DATA EXTRACT =>
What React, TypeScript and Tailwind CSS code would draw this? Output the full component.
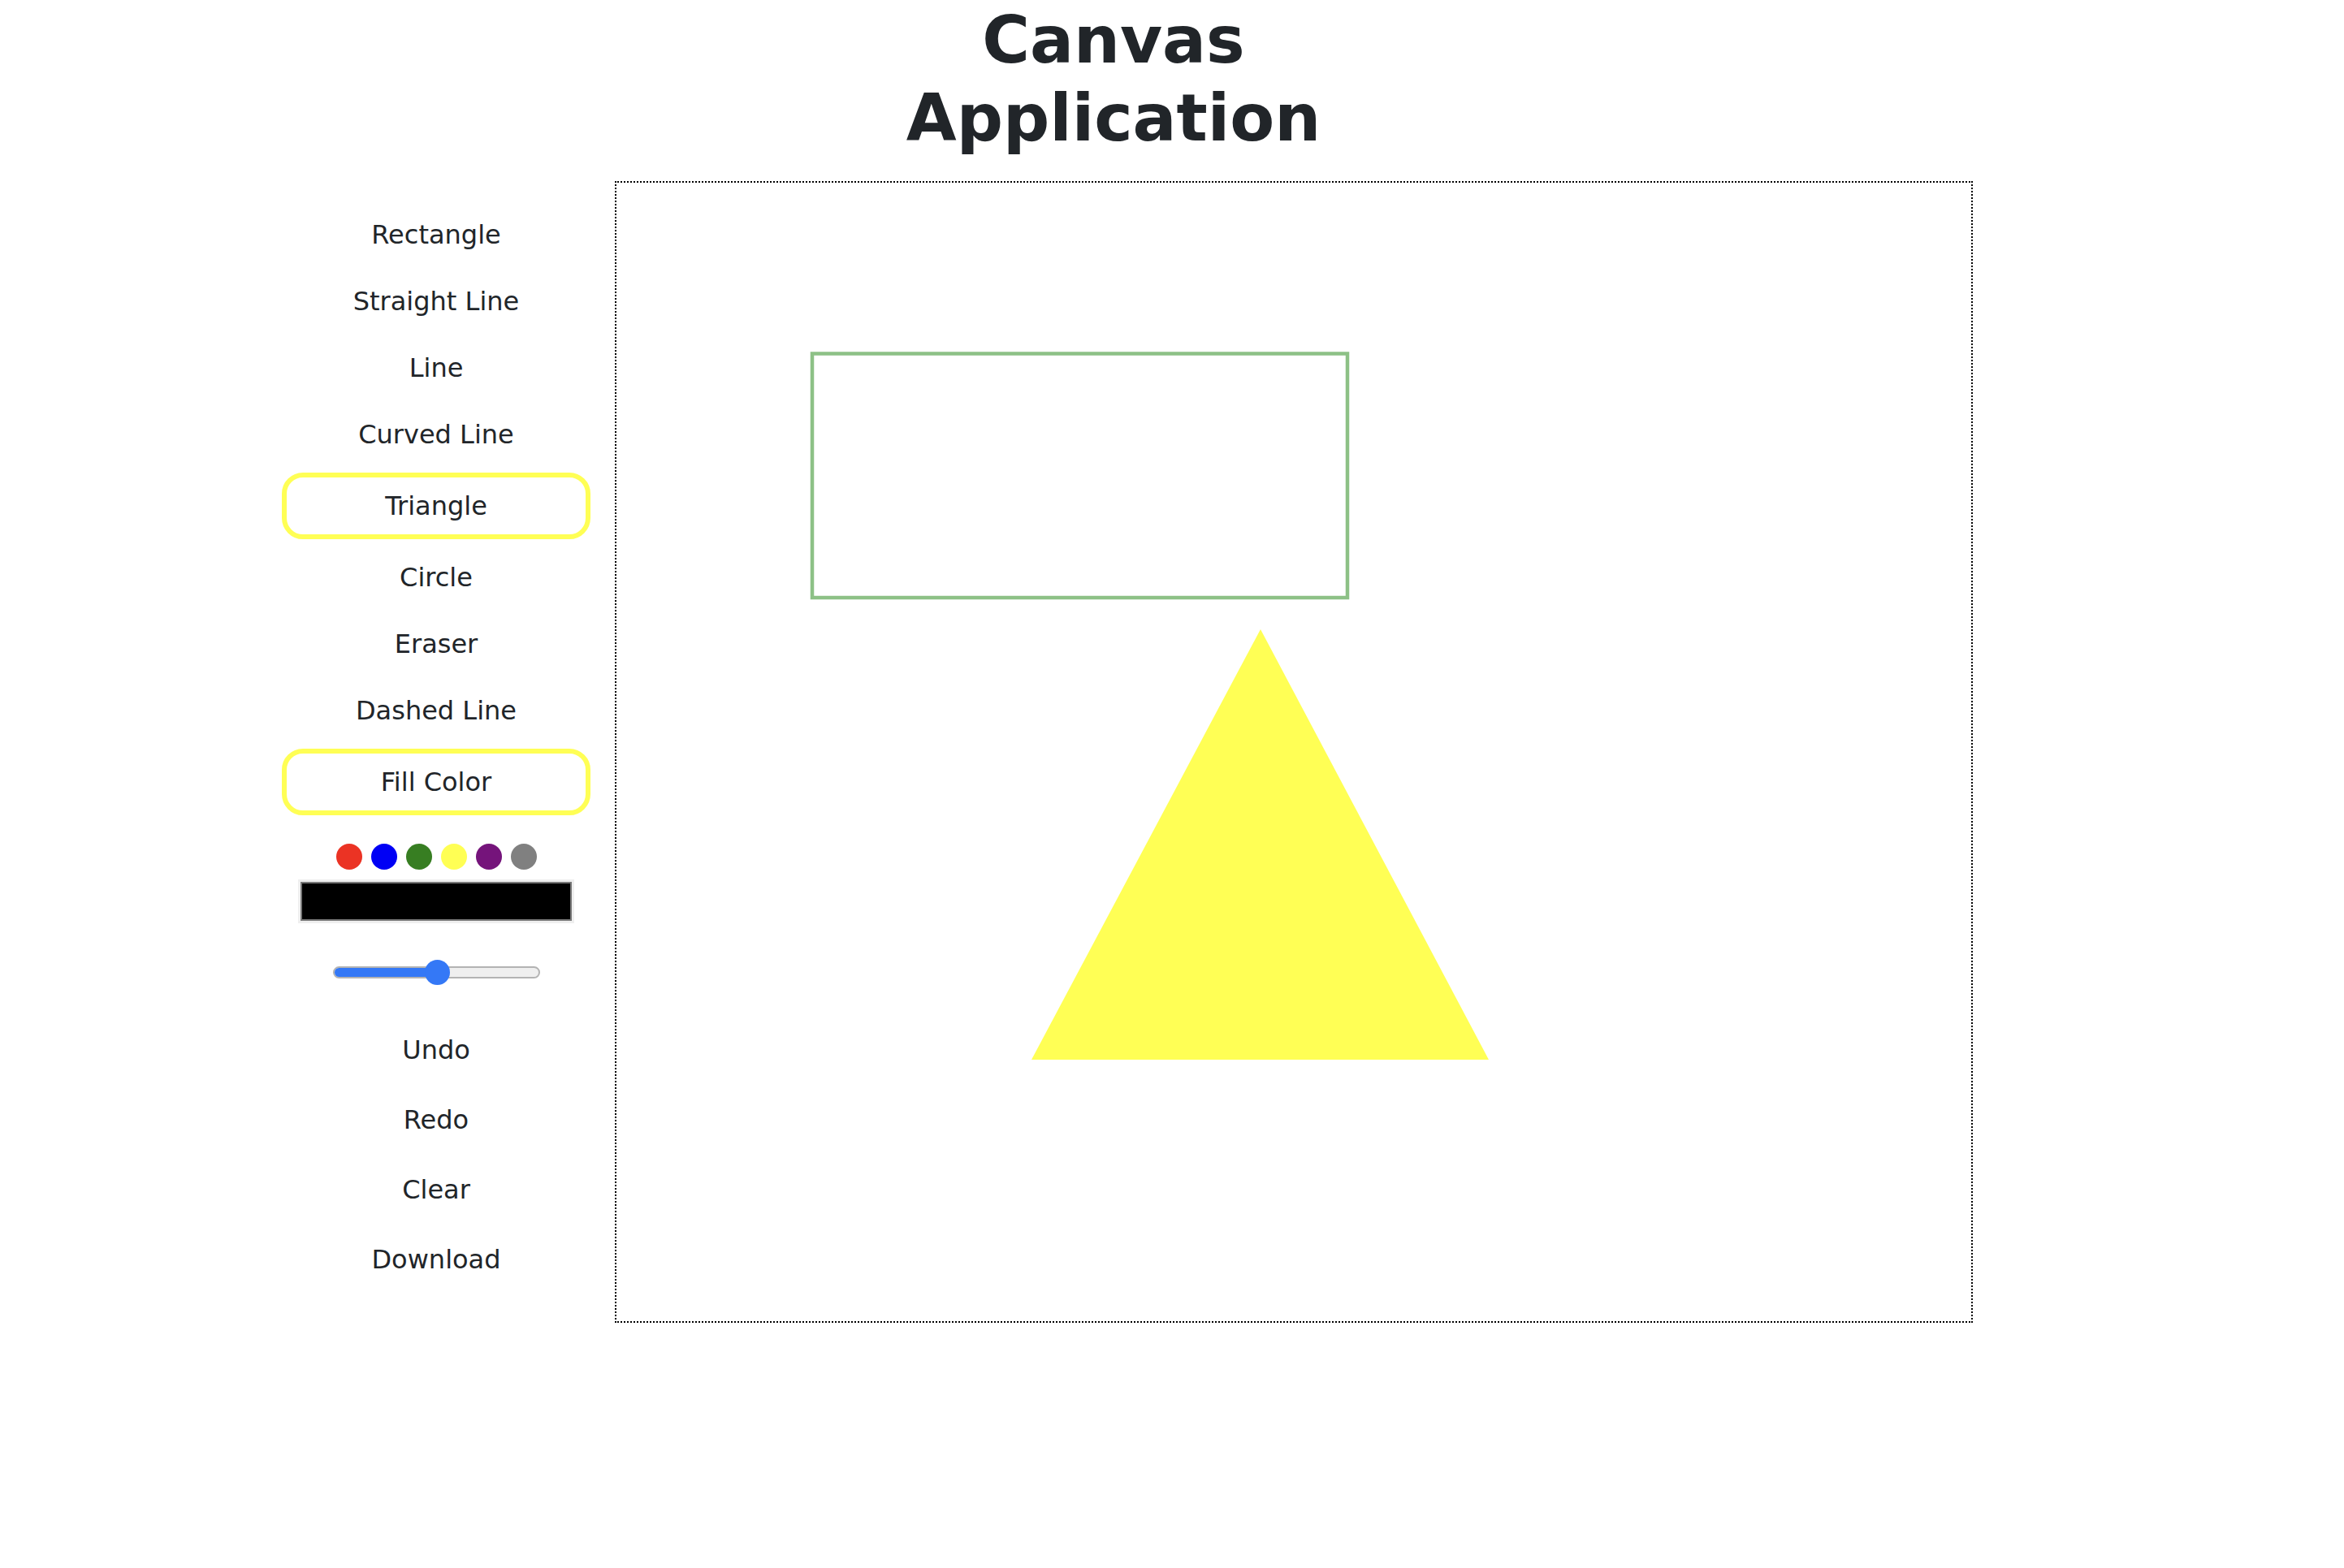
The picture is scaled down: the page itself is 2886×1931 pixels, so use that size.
import clsx from "clsx";

const tools = [
  "Rectangle",
  "Straight Line",
  "Line",
  "Curved Line",
  "Triangle",
  "Circle",
  "Eraser",
  "Dashed Line",
  "Fill Color",
];

// tools that show the yellow outline
const active = ["Triangle", "Fill Color"];

const swatches = ["#eb3324", "#0000f5", "#377e22", "#ffff54", "#75147b", "#808080"];

const actions = ["Undo", "Redo", "Clear", "Download"];

function ToolButton({ label, selected }: { label: string; selected?: boolean }) {
  return (
    <button
      className={clsx(
        "w-full rounded-[26px] py-[11px] text-center text-[32px] leading-[48px] text-[#212529]",
        selected && "border-[6px] border-[#ffff55]"
      )}
    >
      {label}
    </button>
  );
}

function Slider() {
  return (
    <div className="relative flex h-[31px] w-[255px] items-center">
      <div className="flex h-[15px] w-full overflow-hidden rounded-full border-2 border-[#b3b3b3] bg-[#efefef]">
        <div className="h-full w-1/2 bg-[#3478f6]" />
      </div>
      <div className="absolute left-[113px] top-0 h-[31px] w-[31px] rounded-full bg-[#3478f6]" />
    </div>
  );
}

export default function App() {
  return (
    <div className="min-h-screen bg-white font-['DejaVu_Sans',sans-serif] text-[#212529]">
      {/* Title */}
      <div className="flex justify-center pt-[2px]">
        <h1 className="mr-[144px] w-[600px] text-center text-[80px] font-bold leading-[96px]">
          Canvas Application
        </h1>
      </div>

      <div className="mt-[29px] flex items-start gap-[30px] pl-[347px]">
        {/* Toolbar */}
        <aside className="flex w-[380px] flex-col items-center pt-[31px]">
          <div className="flex w-full flex-col gap-[12px]">
            {tools.map((t) => (
              <ToolButton key={t} label={t} selected={active.includes(t)} />
            ))}
          </div>

          <div className="mt-[35px] flex gap-[11px]">
            {swatches.map((c) => (
              <span
                key={c}
                className="h-[32px] w-[32px] rounded-full"
                style={{ backgroundColor: c }}
              />
            ))}
          </div>

          <div className="mt-[12px] h-[54px] w-[340px] bg-[#efefef] p-[3px]">
            <div className="h-full w-full border-2 border-[#777777] bg-black" />
          </div>

          <div className="mt-[45px]">
            <Slider />
          </div>

          <div className="mt-[45px] flex w-full flex-col gap-[16px]">
            {actions.map((a) => (
              <ToolButton key={a} label={a} />
            ))}
          </div>
        </aside>

        {/* Drawing surface */}
        <div className="h-[1406px] w-[1672px] border-2 border-dotted border-black bg-white">
          <svg className="block h-full w-full" viewBox="0 0 1668 1402">
            <rect x="241" y="210.5" width="659" height="300.5" fill="none" stroke="#8dc186" strokeWidth="4.5" />
            <polygon points="793,550 511,1080 1074,1080" fill="#ffff55" />
          </svg>
        </div>
      </div>
    </div>
  );
}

WHAT THIS TASK INVOLVES => Quote the data above in full, leaving out the pictures it holds.

RESULT OF THIS EXERCISE =>
What React, TypeScript and Tailwind CSS code would draw this? Output the full component.
The picture is scaled down: the page itself is 2886×1931 pixels, so use that size.
import clsx from "clsx";

const tools = [
  "Rectangle",
  "Straight Line",
  "Line",
  "Curved Line",
  "Triangle",
  "Circle",
  "Eraser",
  "Dashed Line",
  "Fill Color",
];

// tools that show the yellow outline
const active = ["Triangle", "Fill Color"];

const swatches = ["#eb3324", "#0000f5", "#377e22", "#ffff54", "#75147b", "#808080"];

const actions = ["Undo", "Redo", "Clear", "Download"];

function ToolButton({ label, selected }: { label: string; selected?: boolean }) {
  return (
    <button
      className={clsx(
        "w-full rounded-[26px] py-[11px] text-center text-[32px] leading-[48px] text-[#212529]",
        selected && "border-[6px] border-[#ffff55]"
      )}
    >
      {label}
    </button>
  );
}

function Slider() {
  return (
    <div className="relative flex h-[31px] w-[255px] items-center">
      <div className="flex h-[15px] w-full overflow-hidden rounded-full border-2 border-[#b3b3b3] bg-[#efefef]">
        <div className="h-full w-1/2 bg-[#3478f6]" />
      </div>
      <div className="absolute left-[113px] top-0 h-[31px] w-[31px] rounded-full bg-[#3478f6]" />
    </div>
  );
}

export default function App() {
  return (
    <div className="min-h-screen bg-white font-['DejaVu_Sans',sans-serif] text-[#212529]">
      {/* Title */}
      <div className="flex justify-center pt-[2px]">
        <h1 className="mr-[144px] w-[600px] text-center text-[80px] font-bold leading-[96px]">
          Canvas Application
        </h1>
      </div>

      <div className="mt-[29px] flex items-start gap-[30px] pl-[347px]">
        {/* Toolbar */}
        <aside className="flex w-[380px] flex-col items-center pt-[31px]">
          <div className="flex w-full flex-col gap-[12px]">
            {tools.map((t) => (
              <ToolButton key={t} label={t} selected={active.includes(t)} />
            ))}
          </div>

          <div className="mt-[35px] flex gap-[11px]">
            {swatches.map((c) => (
              <span
                key={c}
                className="h-[32px] w-[32px] rounded-full"
                style={{ backgroundColor: c }}
              />
            ))}
          </div>

          <div className="mt-[12px] h-[54px] w-[340px] bg-[#efefef] p-[3px]">
            <div className="h-full w-full border-2 border-[#777777] bg-black" />
          </div>

          <div className="mt-[45px]">
            <Slider />
          </div>

          <div className="mt-[45px] flex w-full flex-col gap-[16px]">
            {actions.map((a) => (
              <ToolButton key={a} label={a} />
            ))}
          </div>
        </aside>

        {/* Drawing surface */}
        <div className="h-[1406px] w-[1672px] border-2 border-dotted border-black bg-white">
          <svg className="block h-full w-full" viewBox="0 0 1668 1402">
            <rect x="241" y="210.5" width="659" height="300.5" fill="none" stroke="#8dc186" strokeWidth="4.5" />
            <polygon points="793,550 511,1080 1074,1080" fill="#ffff55" />
          </svg>
        </div>
      </div>
    </div>
  );
}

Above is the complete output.